#### [WHAT THE EXERCISE ASKS]
Output the first line of the listing and each line after it, up to and including the line that contains "<new-document-window></new-document-window>", exactly as written, minus the pictures.

#### [SOURCE MATERIAL]
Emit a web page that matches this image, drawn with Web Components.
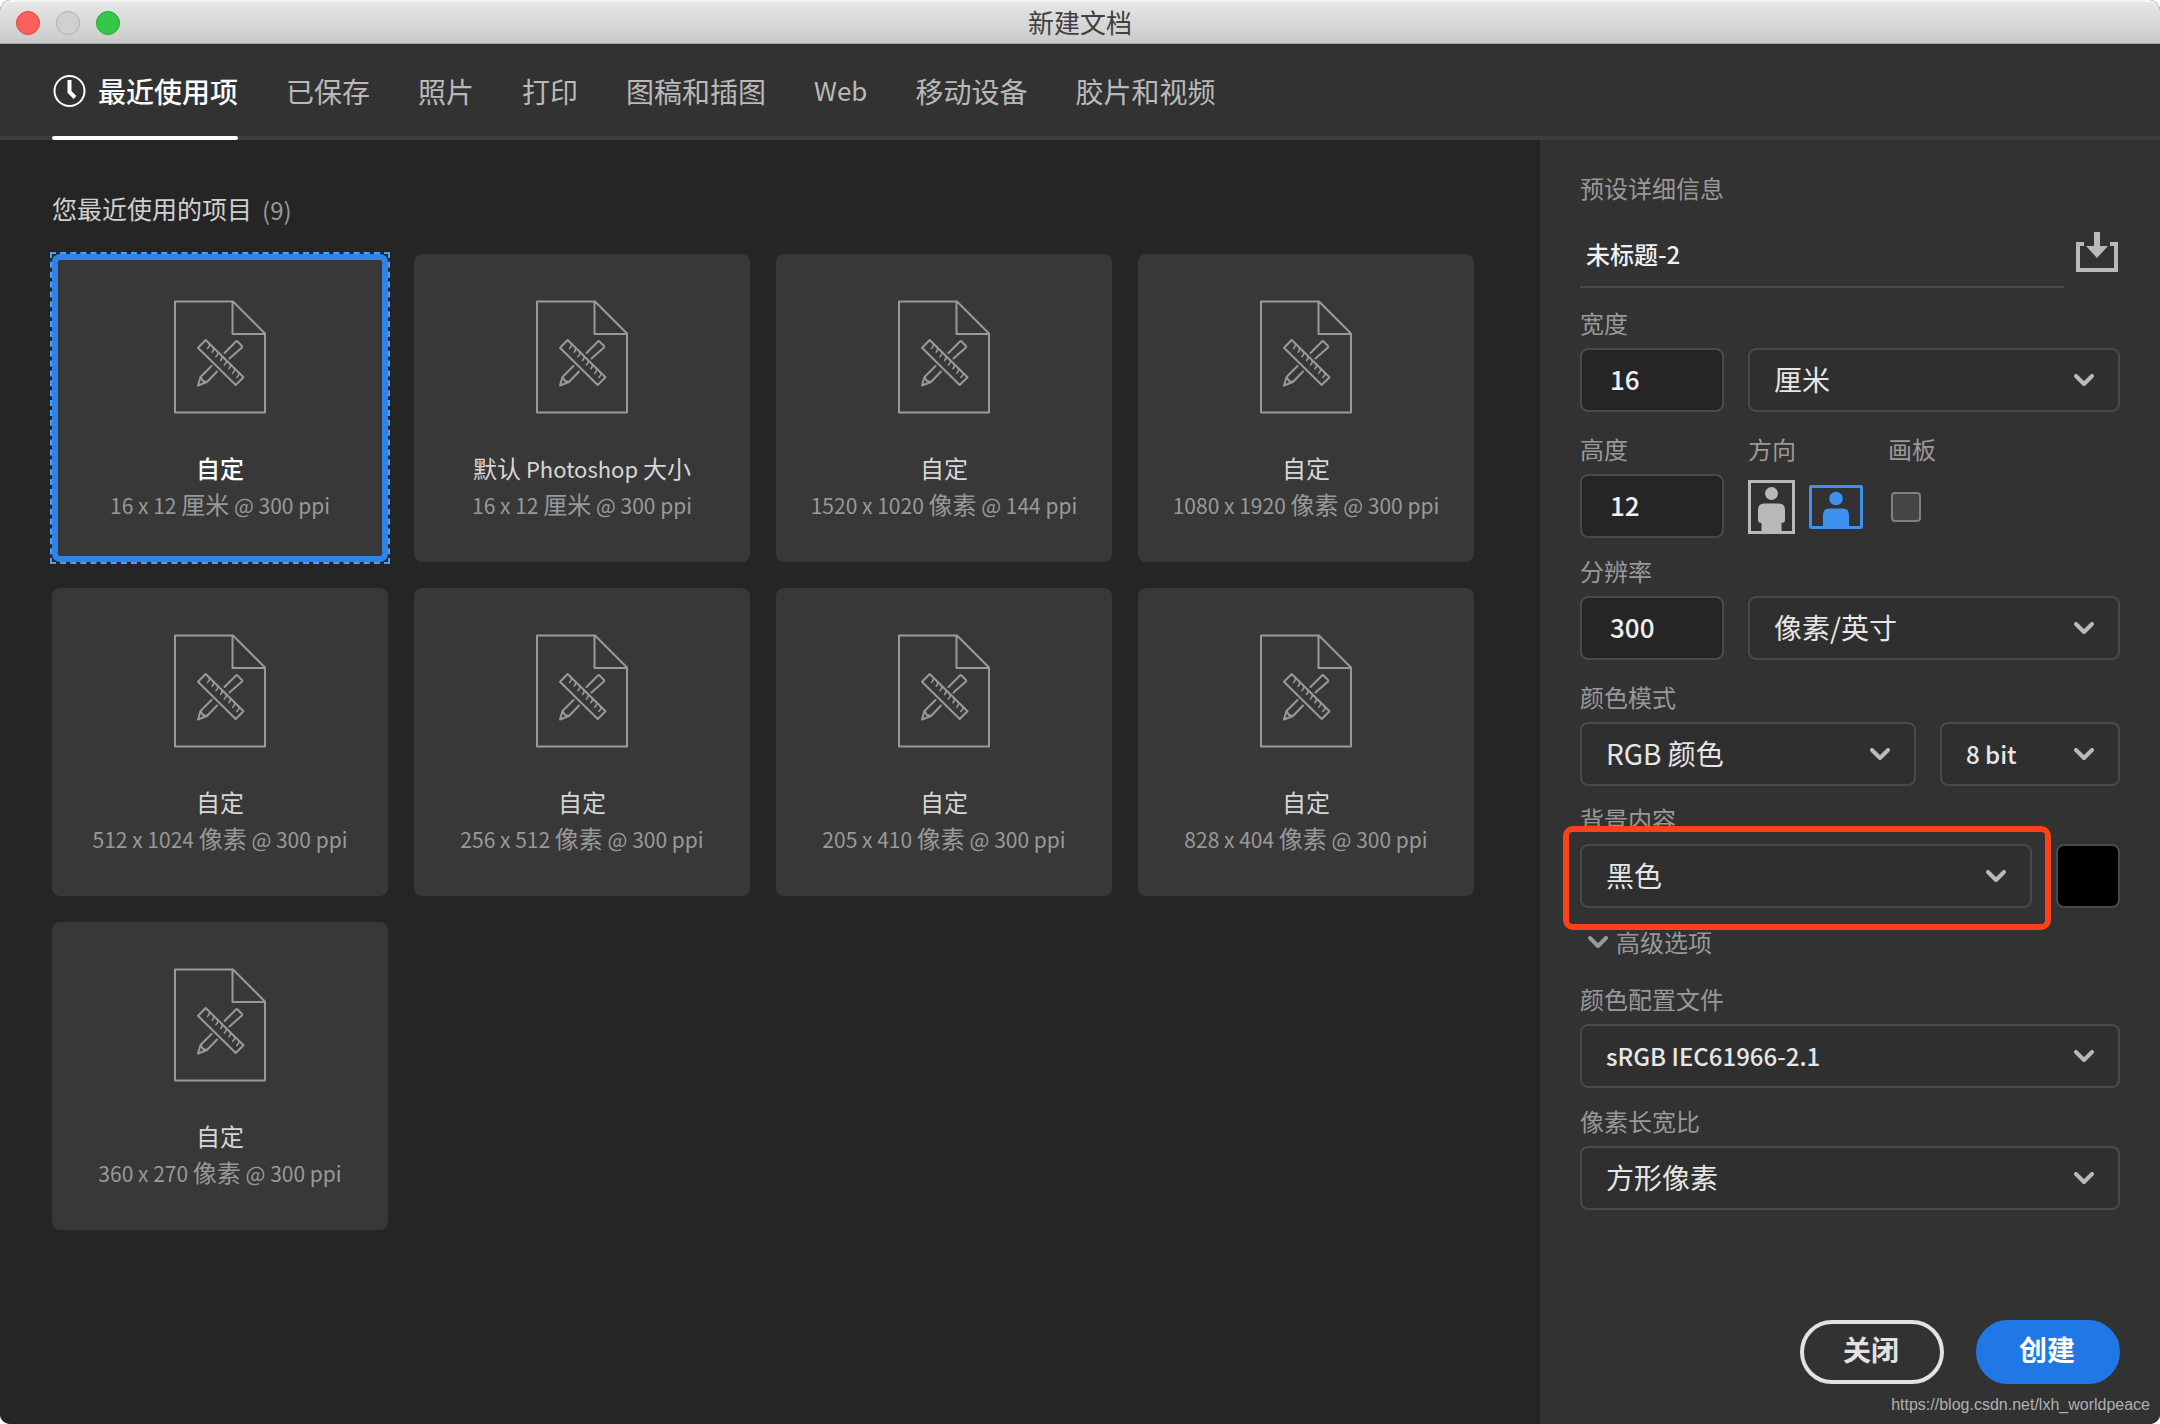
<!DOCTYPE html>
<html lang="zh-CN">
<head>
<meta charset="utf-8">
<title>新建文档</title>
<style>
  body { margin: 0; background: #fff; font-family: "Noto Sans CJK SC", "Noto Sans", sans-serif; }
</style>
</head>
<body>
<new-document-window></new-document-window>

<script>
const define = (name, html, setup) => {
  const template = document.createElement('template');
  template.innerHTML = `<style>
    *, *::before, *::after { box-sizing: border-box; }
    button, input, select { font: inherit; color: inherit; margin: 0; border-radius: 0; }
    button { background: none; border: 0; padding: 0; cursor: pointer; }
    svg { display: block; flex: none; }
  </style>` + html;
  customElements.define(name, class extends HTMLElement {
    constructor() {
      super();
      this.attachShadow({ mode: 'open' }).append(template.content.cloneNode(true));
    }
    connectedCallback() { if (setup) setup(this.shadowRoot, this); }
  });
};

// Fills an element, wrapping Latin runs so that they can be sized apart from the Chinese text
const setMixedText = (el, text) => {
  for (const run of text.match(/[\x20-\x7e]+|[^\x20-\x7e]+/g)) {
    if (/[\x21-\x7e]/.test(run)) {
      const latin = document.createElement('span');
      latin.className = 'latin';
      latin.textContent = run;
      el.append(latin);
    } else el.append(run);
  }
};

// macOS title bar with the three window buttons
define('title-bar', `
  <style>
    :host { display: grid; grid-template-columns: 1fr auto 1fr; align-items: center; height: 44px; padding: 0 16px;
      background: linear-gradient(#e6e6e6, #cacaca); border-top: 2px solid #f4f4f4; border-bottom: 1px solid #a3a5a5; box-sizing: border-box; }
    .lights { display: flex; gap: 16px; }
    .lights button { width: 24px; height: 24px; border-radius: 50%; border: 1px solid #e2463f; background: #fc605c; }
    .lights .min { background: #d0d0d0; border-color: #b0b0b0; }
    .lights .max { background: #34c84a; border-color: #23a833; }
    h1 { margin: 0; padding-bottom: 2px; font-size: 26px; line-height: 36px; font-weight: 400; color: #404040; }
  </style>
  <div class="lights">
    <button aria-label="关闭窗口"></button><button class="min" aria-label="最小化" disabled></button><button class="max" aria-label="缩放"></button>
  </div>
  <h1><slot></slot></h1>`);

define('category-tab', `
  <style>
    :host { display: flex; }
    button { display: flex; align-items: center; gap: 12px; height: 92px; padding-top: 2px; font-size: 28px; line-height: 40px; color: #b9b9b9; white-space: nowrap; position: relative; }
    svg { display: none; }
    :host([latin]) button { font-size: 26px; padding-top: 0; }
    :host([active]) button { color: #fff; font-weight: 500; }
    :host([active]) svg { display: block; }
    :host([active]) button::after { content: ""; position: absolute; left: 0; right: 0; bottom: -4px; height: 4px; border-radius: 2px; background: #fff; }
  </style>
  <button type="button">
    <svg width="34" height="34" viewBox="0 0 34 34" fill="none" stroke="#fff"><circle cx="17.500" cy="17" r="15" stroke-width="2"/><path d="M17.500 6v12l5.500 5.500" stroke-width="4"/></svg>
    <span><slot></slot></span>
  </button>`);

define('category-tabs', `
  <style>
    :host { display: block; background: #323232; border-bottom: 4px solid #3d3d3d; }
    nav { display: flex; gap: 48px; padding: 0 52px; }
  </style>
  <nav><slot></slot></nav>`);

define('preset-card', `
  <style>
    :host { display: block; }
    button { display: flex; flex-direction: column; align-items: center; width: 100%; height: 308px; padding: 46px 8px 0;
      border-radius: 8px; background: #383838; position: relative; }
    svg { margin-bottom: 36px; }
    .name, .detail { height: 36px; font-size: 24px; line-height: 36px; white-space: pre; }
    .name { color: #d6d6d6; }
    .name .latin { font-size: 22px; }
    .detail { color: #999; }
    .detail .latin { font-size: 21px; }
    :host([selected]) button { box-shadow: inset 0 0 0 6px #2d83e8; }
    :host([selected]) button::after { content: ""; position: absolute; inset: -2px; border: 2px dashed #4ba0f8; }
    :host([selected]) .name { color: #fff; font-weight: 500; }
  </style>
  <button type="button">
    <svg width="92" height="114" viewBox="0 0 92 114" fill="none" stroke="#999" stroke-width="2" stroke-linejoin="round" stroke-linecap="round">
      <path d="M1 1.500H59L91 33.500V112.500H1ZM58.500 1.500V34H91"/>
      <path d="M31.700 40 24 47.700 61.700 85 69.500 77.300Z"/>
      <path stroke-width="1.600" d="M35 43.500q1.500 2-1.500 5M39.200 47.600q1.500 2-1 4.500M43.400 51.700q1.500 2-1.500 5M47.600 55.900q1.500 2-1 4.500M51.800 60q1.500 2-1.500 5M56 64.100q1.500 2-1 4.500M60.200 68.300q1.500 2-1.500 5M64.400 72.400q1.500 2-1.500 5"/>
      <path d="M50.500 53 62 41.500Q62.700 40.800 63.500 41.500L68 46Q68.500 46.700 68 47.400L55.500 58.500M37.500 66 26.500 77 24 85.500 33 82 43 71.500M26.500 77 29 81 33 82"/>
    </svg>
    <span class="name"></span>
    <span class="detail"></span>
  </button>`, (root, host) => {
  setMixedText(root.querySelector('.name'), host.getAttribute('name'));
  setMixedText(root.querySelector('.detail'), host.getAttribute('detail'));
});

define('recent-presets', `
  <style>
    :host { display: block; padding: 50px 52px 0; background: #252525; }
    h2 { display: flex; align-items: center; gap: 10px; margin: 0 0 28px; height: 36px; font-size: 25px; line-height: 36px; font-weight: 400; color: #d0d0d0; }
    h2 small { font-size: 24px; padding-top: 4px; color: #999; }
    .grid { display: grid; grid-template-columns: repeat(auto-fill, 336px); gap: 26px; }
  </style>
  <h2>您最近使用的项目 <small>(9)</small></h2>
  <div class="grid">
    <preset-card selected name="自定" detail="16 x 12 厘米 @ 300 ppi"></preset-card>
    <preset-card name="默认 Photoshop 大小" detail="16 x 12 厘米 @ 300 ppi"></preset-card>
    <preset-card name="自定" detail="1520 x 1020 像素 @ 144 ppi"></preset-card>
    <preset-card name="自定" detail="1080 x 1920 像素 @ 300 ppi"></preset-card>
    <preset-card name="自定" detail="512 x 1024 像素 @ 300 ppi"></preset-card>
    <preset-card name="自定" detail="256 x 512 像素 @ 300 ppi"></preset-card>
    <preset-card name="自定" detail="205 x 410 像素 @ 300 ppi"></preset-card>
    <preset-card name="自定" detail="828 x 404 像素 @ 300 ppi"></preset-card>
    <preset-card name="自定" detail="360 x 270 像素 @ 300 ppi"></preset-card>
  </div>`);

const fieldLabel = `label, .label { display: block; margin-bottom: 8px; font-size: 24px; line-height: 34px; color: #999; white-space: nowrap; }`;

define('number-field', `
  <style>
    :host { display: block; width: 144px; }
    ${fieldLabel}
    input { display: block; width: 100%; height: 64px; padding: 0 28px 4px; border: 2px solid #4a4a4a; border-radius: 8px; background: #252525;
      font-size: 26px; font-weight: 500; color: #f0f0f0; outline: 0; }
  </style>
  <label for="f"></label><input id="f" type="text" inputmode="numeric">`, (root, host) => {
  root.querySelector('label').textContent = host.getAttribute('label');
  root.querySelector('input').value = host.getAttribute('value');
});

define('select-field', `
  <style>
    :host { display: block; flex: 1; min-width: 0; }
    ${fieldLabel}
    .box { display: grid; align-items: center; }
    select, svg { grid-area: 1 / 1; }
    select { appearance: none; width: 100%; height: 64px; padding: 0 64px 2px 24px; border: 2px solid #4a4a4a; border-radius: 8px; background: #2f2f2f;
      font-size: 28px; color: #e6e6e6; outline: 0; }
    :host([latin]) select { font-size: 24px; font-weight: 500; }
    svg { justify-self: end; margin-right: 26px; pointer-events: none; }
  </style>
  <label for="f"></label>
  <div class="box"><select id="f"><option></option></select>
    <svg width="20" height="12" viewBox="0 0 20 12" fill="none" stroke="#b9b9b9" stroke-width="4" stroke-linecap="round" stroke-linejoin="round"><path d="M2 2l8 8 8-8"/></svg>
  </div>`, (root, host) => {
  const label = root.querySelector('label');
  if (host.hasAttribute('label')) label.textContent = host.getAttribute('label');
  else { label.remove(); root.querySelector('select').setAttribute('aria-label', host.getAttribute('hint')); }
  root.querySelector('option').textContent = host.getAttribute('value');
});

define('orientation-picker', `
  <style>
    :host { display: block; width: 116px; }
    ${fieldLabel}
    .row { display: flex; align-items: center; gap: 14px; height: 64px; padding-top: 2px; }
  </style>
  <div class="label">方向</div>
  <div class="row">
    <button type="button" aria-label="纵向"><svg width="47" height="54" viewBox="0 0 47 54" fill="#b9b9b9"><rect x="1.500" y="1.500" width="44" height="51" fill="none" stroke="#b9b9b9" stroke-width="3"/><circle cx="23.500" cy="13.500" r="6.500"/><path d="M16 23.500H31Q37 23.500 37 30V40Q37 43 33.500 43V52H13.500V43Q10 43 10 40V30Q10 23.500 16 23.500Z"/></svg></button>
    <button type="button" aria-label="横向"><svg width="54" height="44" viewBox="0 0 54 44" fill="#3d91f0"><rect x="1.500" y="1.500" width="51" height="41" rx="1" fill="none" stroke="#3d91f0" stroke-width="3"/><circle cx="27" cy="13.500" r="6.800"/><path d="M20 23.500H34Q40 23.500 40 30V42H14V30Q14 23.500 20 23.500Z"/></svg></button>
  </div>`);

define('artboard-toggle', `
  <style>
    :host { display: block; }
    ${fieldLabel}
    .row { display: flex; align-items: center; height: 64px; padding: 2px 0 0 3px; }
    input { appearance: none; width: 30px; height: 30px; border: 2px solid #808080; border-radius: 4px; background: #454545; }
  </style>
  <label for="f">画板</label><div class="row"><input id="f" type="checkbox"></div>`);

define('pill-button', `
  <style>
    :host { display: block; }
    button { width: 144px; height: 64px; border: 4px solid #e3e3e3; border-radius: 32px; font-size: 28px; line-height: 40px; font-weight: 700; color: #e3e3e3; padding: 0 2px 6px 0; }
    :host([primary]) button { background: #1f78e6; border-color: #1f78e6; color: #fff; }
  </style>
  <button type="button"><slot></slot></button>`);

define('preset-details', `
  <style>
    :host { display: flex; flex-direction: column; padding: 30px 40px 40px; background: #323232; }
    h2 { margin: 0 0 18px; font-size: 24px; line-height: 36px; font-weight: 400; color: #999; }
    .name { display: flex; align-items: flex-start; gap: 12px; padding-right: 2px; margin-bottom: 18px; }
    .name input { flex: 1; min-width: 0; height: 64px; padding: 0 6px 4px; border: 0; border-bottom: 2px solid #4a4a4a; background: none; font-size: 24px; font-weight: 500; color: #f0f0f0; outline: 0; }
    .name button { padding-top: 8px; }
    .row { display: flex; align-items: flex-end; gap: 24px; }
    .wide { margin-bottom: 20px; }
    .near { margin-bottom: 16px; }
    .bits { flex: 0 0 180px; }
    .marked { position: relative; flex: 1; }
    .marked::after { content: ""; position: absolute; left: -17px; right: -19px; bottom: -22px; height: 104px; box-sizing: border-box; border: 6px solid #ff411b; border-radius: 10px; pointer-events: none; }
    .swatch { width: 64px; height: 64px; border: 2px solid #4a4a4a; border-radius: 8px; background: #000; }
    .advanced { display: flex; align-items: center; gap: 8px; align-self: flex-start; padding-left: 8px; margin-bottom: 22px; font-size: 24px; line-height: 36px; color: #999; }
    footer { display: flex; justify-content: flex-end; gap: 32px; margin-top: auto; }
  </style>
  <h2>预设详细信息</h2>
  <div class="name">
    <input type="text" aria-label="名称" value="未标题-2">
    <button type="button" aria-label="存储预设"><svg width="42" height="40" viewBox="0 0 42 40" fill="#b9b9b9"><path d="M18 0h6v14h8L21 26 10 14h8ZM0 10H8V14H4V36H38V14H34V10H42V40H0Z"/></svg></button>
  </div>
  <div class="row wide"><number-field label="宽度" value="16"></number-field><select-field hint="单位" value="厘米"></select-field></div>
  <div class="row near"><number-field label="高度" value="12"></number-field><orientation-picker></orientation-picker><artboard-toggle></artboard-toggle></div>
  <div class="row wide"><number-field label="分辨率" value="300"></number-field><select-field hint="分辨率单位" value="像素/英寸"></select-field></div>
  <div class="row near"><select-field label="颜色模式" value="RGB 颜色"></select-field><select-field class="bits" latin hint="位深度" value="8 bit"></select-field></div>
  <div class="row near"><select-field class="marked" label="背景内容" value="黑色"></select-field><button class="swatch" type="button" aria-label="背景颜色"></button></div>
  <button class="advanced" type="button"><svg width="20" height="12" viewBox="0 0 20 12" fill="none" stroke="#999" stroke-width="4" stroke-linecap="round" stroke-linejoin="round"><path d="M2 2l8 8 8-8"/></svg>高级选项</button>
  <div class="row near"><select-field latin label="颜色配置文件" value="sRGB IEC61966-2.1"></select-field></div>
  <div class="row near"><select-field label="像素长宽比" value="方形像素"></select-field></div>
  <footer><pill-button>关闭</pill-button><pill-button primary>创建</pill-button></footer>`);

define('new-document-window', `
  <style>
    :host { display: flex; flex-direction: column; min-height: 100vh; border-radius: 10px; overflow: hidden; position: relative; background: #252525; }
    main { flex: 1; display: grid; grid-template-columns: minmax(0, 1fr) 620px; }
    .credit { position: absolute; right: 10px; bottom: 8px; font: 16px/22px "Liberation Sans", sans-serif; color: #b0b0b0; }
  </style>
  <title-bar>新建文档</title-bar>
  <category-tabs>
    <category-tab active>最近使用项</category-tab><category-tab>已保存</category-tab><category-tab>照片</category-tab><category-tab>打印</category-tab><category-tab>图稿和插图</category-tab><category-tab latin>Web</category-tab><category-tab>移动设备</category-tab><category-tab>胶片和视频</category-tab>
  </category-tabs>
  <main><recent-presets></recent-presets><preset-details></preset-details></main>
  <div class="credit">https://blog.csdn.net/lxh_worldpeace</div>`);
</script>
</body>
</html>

#### [CORRECT OUTPUT]
Emit a web page that matches this image, drawn with Web Components.
<!DOCTYPE html>
<html lang="zh-CN">
<head>
<meta charset="utf-8">
<title>新建文档</title>
<style>
  body { margin: 0; background: #fff; font-family: "Noto Sans CJK SC", "Noto Sans", sans-serif; }
</style>
</head>
<body>
<new-document-window></new-document-window>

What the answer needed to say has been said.